A good mix is essential for any form of dough-based product, and Sugar elected to mix up the teams at the start of this task, moving Melissa Cohen and Joanna Riley over to Synergy, while Shibby and Chris Bates went the other way to Apollo. A delightful balance of ingredients – or a recipe for disaster? Being The Apprentice, of course, it was the latter.

We have seen variations of this task in previous series, whether it is catering or laundry, and year after year at least one team routinely makes the same mistake of focussing on securing the biggest order possible. In reality, success relies as much on effective communication, and tight process and resource management.

All show, no dough

By week three, we are becoming familiar with most of the candidates, and can start to identify the genuine contenders from the mere contestants. The two who most caught my eye this week as being all show and no dough were Synergy project (mis-)manager Melissa and Apollo’s Paloma Vivanco.

Melissa Cohen. No relation to Lady GaGa (image courtesy of bbc.co.uk)

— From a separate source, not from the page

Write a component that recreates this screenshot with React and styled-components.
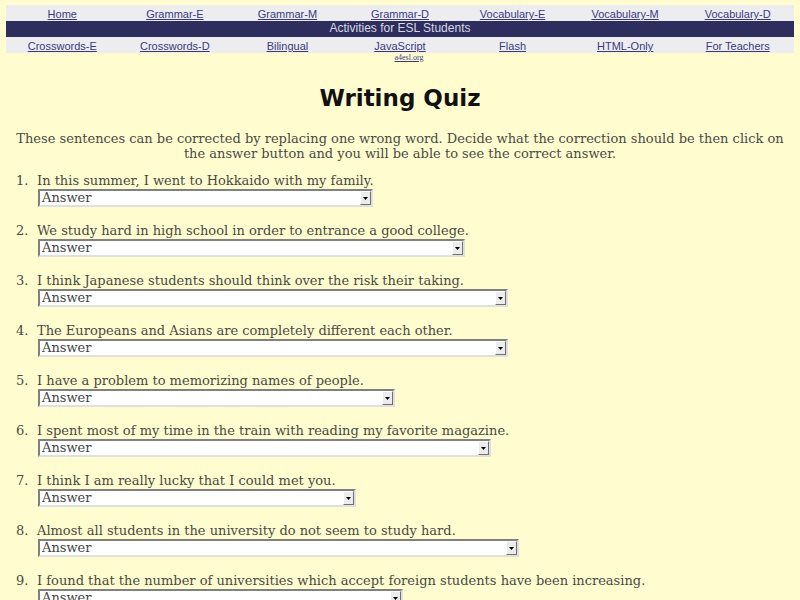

Melissa put forward a strong case to win the role of project manager over Jamie Lester, but that turned out to be the only time in the task she was even remotely convincing. Citing her experience in the food industry, she then proceeded to make the kind of basic errors that even the most junior of buyers or account managers would have cringed at. Her decision-making vanished the moment she assumed a leadership role. And then in her commercial pitches she committed one cardinal sin after another: no pricing strategy, a lack of knowledge of her own products and no negotiating position. Seriously, I have a two-year old son who negotiates bedtime better than what Melissa managed.

In her first pitch at a four-star hotel, after Melissa floundered over basic costings, a bemused buyer generously granted Synergy “a couple of minutes” to get their numbers together – in the real world, they would have been out on their ear – before being dragged back into the room 15 minutes later and being told:

I gave you two minutes, you took 15. This is quite disrespectful.

Alex Epstein. He has 11 A*'s at GCSE, you know (image courtesy of bbc.co.uk)

Disrespectful? Incompetent, more like. And 15 minutes? To do a couple of simple multiplications and divisions? It’s not like he asked them to come up with the Ultimate Answer to the Question of Life, the Universe and Everything.

And even then Melissa declared that the unit cost for her bread rolls was £1.82. (Obviously, these were the gold-plated ones.)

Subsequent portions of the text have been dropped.